Вошла мать, с укоризной взглянула на него: нельзя так долго говорить. Затем поглядела на меня. Да, надо уходить, больному нужен покой. Протянул Виктору руку. Он долго держал ее в своей, губы дрожали, глаза говорили: приходи еще, еще…
Далеко от нашей деревня Семыкино, но я часто навещал Курина. Раза два ходили со мной Никола, Панно, Шаша, а однажды и Нюрка.
— А, купчиха пожаловала! — обрадовался было Виктор, но Нюрка сразу на дыбы:
— Вот-вот, лучше роли, чем купецкая невеста, мне не нашли. Так и буду я вам купчихой, ждите!
— Не хочу быть крестьянкой, хочу быть столбовой дворянкой…
— Да поймите же вы, засмеют меня в деревне, пристанет это дрянное купецкое прозвище.
— Кем же хочешь быть?
— Дуняшкой. Эта роль по мне. — И затопталась у кровати, делая сиротские глаза, — Витенька, миленький, уговори наших, Дуняшкой я буду отменной.
Болезнь не отступала.
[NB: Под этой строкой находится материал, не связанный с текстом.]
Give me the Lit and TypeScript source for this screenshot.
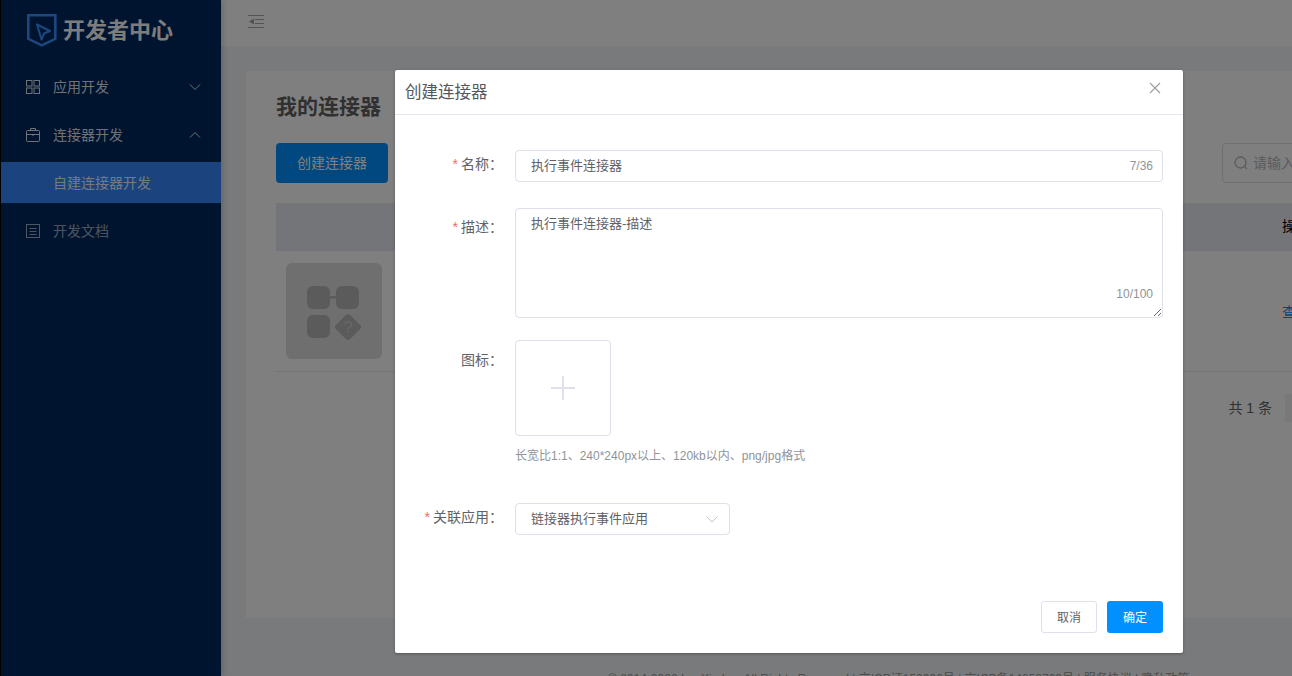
import { LitElement, html, css } from "lit";
import { customElement } from "lit/decorators.js";

@customElement("app-root")
export class AppRoot extends LitElement {
  static styles = css`
    :host {
      display: block;
      width: 1292px;
      height: 676px;
      overflow: hidden;
      position: relative;
      font-family: "Liberation Sans", "Noto Sans CJK SC", sans-serif;
      color: #606266;
    }
    .page { display: flex; height: 676px; background: #f2f4f6; }
    .side {
      flex: none; width: 220px; border-left: 1px solid #000;
      background: #00285e; color: #fff; font-size: 14px;
      box-shadow: 2px 0 6px rgba(0,0,0,.18);
      position: relative;
    }
    .logo { height: 63px; display: flex; align-items: flex-start; padding: 14px 0 0 26px; box-sizing: border-box; gap: 6px; }
    .logo span { font-size: 22px; font-weight: 700; line-height: 32px; color: #fff; margin-top: 1px; opacity: .98; }
    .item { height: 48px; display: flex; align-items: center; padding: 0 20px 0 24px; gap: 12px; color: rgba(255,255,255,.88); }
    .item .lab { flex: 1; padding-bottom: 2px; }
    .item.dim { color: rgba(255,255,255,.62); margin-top: 4px; }
    .sub { margin-top: 3px; height: 41px; box-sizing: border-box; padding: 0 0 2px 52px; display: flex; align-items: center; background: #3688ff; color: rgba(255,255,255,.92); }
    .main { flex: 1; min-width: 0; display: flex; flex-direction: column; overflow: hidden; }
    .top { flex: none; height: 46px; background: #fff; padding: 15px 0 0 27px; box-sizing: border-box; }
    .top svg { display: block; }
    .body { flex: none; height: 572px; padding: 25px 0 0 25px; box-sizing: border-box; }
    .card { width: 1246px; height: 547px; background: #fff; padding: 24px 30px 0; box-sizing: border-box; }
    .card h1 { margin: 0; font-size: 21px; line-height: 24px; font-weight: 700; color: #606060; }
    .tools { display: flex; justify-content: space-between; margin-top: 24px; }
    .create { width: 112px; height: 40px; box-sizing: border-box; padding-bottom: 2px; border-radius: 4px; background: #0090ff; color: #fff; font-size: 14px; display: flex; align-items: center; justify-content: center; }
    .search { width: 240px; height: 40px; box-sizing: border-box; border: 1px solid #dfe0ea; border-radius: 4px; display: flex; align-items: center; padding: 0 0 2px 10px; gap: 4px; color: #b4b6bb; font-size: 14px; }
    .search svg { margin-top: 2px; }
    .thead { margin-top: 20px; height: 48px; box-sizing: border-box; padding-bottom: 4px; background: #e8eaf3; display: flex; align-items: center; justify-content: flex-end; }
    .thead span, .row .act { width: 180px; font-size: 14px; }
    .thead span { color: #000; }
    .row { height: 121px; border-bottom: 1px solid #e8e8e8; box-sizing: border-box; display: flex; align-items: center; justify-content: space-between; padding-left: 10px; }
    .tile { width: 96px; height: 96px; border-radius: 6px; background: #dedede; }
    .tile svg { display: block; }
    .act { color: #0090ff; }
    .pager { margin-top: 22px; display: flex; justify-content: flex-end; align-items: center; gap: 13px; font-size: 14px; color: #606266; padding-right: 147px; }
    .pager span { padding-bottom: 2px; }
    .pager .num { width: 30px; height: 28px; background: #f2f2f2; border-radius: 2px; flex: none; }
    .foot { flex: 1; font-size: 12px; color: #9a9a9a; padding: 53px 0 0 387px; white-space: nowrap; line-height: 16px; }
    .mask { position: absolute; inset: 0; background: rgba(0,0,0,.5); }
    .modal {
      position: absolute; left: 395px; top: 70px; width: 788px; height: 583px;
      background: #fff; border-radius: 2px; box-shadow: 0 1px 3px rgba(0,0,0,.3);
      display: flex; flex-direction: column;
    }
    .mhead { flex: none; height: 45px; box-sizing: border-box; border-bottom: 1px solid #e4e6ef; display: flex; align-items: center; justify-content: space-between; padding: 0 22px 2px 10px; font-size: 16.5px; color: #55575e; }
    .mhead svg { margin-top: -6px; }
    .form { flex: 1; display: grid; grid-template-columns: 108px 648px; column-gap: 12px; align-content: start; padding-top: 35px; font-size: 13px; }
    .lbl { text-align: right; line-height: 28px; font-size: 14px; color: #606266; }
    .lbl.low { padding-top: 5px; }
    .lbl.up { line-height: 40px; }
    .lbl i { font-style: normal; color: #f56c6c; margin-right: 3px; }
    .ctl { border: 1px solid #dfe0ea; border-radius: 4px; box-sizing: border-box; color: #5f6167; }
    .name { height: 32px; display: flex; justify-content: space-between; align-items: center; padding: 0 9px 3px 15px; margin-bottom: 26px; }
    .cnt { font-size: 12px; color: #909399; }
    .name .cnt { padding-top: 3px; }
    .desc-wrap { position: relative; height: 110px; margin-bottom: 22px; }
    textarea { display: block; width: 100%; height: 110px; box-sizing: border-box; padding: 5px 15px; font: 13px/20px "Liberation Sans", "Noto Sans CJK SC", sans-serif; color: #5f6167; resize: vertical; outline: none; margin: 0; }
    .desc-wrap .cnt { position: absolute; right: 10px; bottom: 17px; }
    .upload { width: 96px; height: 96px; display: flex; align-items: center; justify-content: center; }
    .hint { font-size: 12px; color: #909399; line-height: 16px; margin-top: 12px; margin-bottom: 39px; }
    .sel { width: 215px; height: 32px; display: flex; justify-content: space-between; align-items: center; padding: 0 10px 3px 15px; }
    .sel svg { margin-top: 3px; }
    .mfoot { flex: none; display: flex; justify-content: flex-end; gap: 10px; padding: 0 20px 20px; font-size: 12px; }
    .btn { width: 56px; height: 32px; box-sizing: border-box; border-radius: 3px; display: flex; align-items: center; justify-content: center; padding-bottom: 1px; }
    .cancel { border: 1px solid #dfe0ea; color: #606266; }
    .ok { background: #0090ff; color: #fff; }
  `;

  private chev(up: boolean) {
    return html`<svg width="12" height="12" viewBox="0 0 12 12" fill="none" stroke="currentColor" stroke-width="1">
      <path d=${up ? "M1 8.5 6 3.5l5 5" : "M1 3.5 6 8.5l5-5"} /></svg>`;
  }

  render() {
    return html`
      <div class="page">
        <aside class="side">
          <div class="logo">
            <svg width="30" height="33" viewBox="0 0 30 33" fill="none" stroke="#3a90ff" stroke-width="2.6">
              <path d="M1.3 1.3h27v23.5L14.8 31.3 1.3 24.8z" />
              <path d="M10 10.5 23 17l-6 2.5-2.5 6z" stroke-width="2" stroke-linejoin="round" />
            </svg>
            <span>开发者中心</span>
          </div>
          <div class="item">
            <svg width="16" height="16" viewBox="0 0 16 16" fill="none" stroke="currentColor"><rect x="1.5" y="1.5" width="5.5" height="5.5"/><rect x="9" y="1.5" width="5.5" height="5.5"/><rect x="1.5" y="9" width="5.5" height="5.5"/><rect x="9" y="9" width="5.5" height="5.5"/></svg>
            <span class="lab">应用开发</span>${this.chev(false)}
          </div>
          <div class="item">
            <svg width="16" height="16" viewBox="0 0 16 16" fill="none" stroke="currentColor"><rect x="1.5" y="3.5" width="13" height="11" rx="1"/><path d="M5.5 3.5v-2h5v2M1.5 7.5h13M8 7v2"/></svg>
            <span class="lab">连接器开发</span>${this.chev(true)}
          </div>
          <div class="sub">自建连接器开发</div>
          <div class="item dim">
            <svg width="16" height="16" viewBox="0 0 16 16" fill="none" stroke="currentColor"><rect x="1.5" y="1.5" width="13" height="13"/><path d="M4.5 5.5h7M4.5 8.5h7M4.5 11.5h7"/></svg>
            <span class="lab">开发文档</span>
          </div>
        </aside>
        <div class="main">
          <div class="top">
            <svg width="17" height="13" viewBox="0 0 17 13" fill="none" stroke="#a8a8a8"><path d="M0 .5h16M7 4.5h9M7 8.5h9M0 12.5h16"/><path d="M1 6.5l5-3v6z" fill="#a0a0a0" stroke="none"/></svg>
          </div>
          <div class="body">
            <div class="card">
              <h1>我的连接器</h1>
              <div class="tools">
                <div class="create">创建连接器</div>
                <div class="search">
                  <svg width="16" height="16" viewBox="0 0 16 16" fill="none" stroke="#b4b6bb" stroke-width="1.3"><circle cx="7.5" cy="7.5" r="5.5"/><path d="M11.5 11.5 14 14"/></svg>
                  <span>请输入连接器名称</span>
                </div>
              </div>
              <div class="thead"><span>操作</span></div>
              <div class="row">
                <div class="tile">
                  <svg width="96" height="96" viewBox="0 0 96 96">
                    <g fill="#b6b6b8">
                      <rect x="21" y="23" width="23" height="23" rx="6"/>
                      <rect x="50" y="23" width="23" height="23" rx="6"/>
                      <rect x="43" y="33" width="8" height="2.5"/>
                      <rect x="21" y="52" width="23" height="23" rx="6"/>
                      <rect x="52" y="54" width="20" height="20" rx="3" transform="rotate(45 62 64)"/>
                    </g>
                    <text x="62" y="70" font-size="17" text-anchor="middle" fill="#cfcfd0" font-family="Liberation Sans">?</text>
                  </svg>
                </div>
                <span class="act">查看</span>
              </div>
              <div class="pager"><span>共 1 条</span><div class="num"></div></div>
            </div>
          </div>
          <div class="foot">© 2014-2022 LanXin Inc. All Rights Reserved | 京ICP证150090号 | 京ICP备14053703号 | 服务协议 | 隐私政策</div>
        </div>
      </div>
      <div class="mask"></div>
      <div class="modal">
        <div class="mhead">
          <span>创建连接器</span>
          <svg width="12" height="12" viewBox="0 0 12 12" fill="none" stroke="#9a9ca3" stroke-width="1.1"><path d="M1 1l10 10M11 1 1 11"/></svg>
        </div>
        <div class="form">
          <div class="lbl"><i>*</i>名称：</div>
          <div class="ctl name"><span>执行事件连接器</span><span class="cnt">7/36</span></div>
          <div class="lbl low"><i>*</i>描述：</div>
          <div class="desc-wrap">
            <textarea class="ctl" readonly>执行事件连接器-描述</textarea>
            <span class="cnt">10/100</span>
          </div>
          <div class="lbl up">图标：</div>
          <div>
            <div class="ctl upload">
              <svg width="26" height="26" viewBox="0 0 26 26" fill="none" stroke="#dfe0ea" stroke-width="2"><path d="M13 1v24M1 13h24"/></svg>
            </div>
            <div class="hint">长宽比1:1、240*240px以上、120kb以内、png/jpg格式</div>
          </div>
          <div class="lbl"><i>*</i>关联应用：</div>
          <div class="ctl sel">
            <span>链接器执行事件应用</span>
            <svg width="14" height="14" viewBox="0 0 14 14" fill="none" stroke="#bfc2c9"><path d="M1.5 4.5 7 10l5.5-5.5"/></svg>
          </div>
        </div>
        <div class="mfoot">
          <div class="btn cancel">取消</div>
          <div class="btn ok">确定</div>
        </div>
      </div>
    `;
  }
}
Как-то я застал у Виктора знакомого фельдшера Хренова, который однажды пытался лечить моего отца от запоя способом «облегчения». Еще в коридоре я услышал его привычные словечки: «хоша», «мабуть», «пардон». А когда вошел, увидел: и Виктор, и фельдшер — оба, морщась, тянули из стаканов самогон.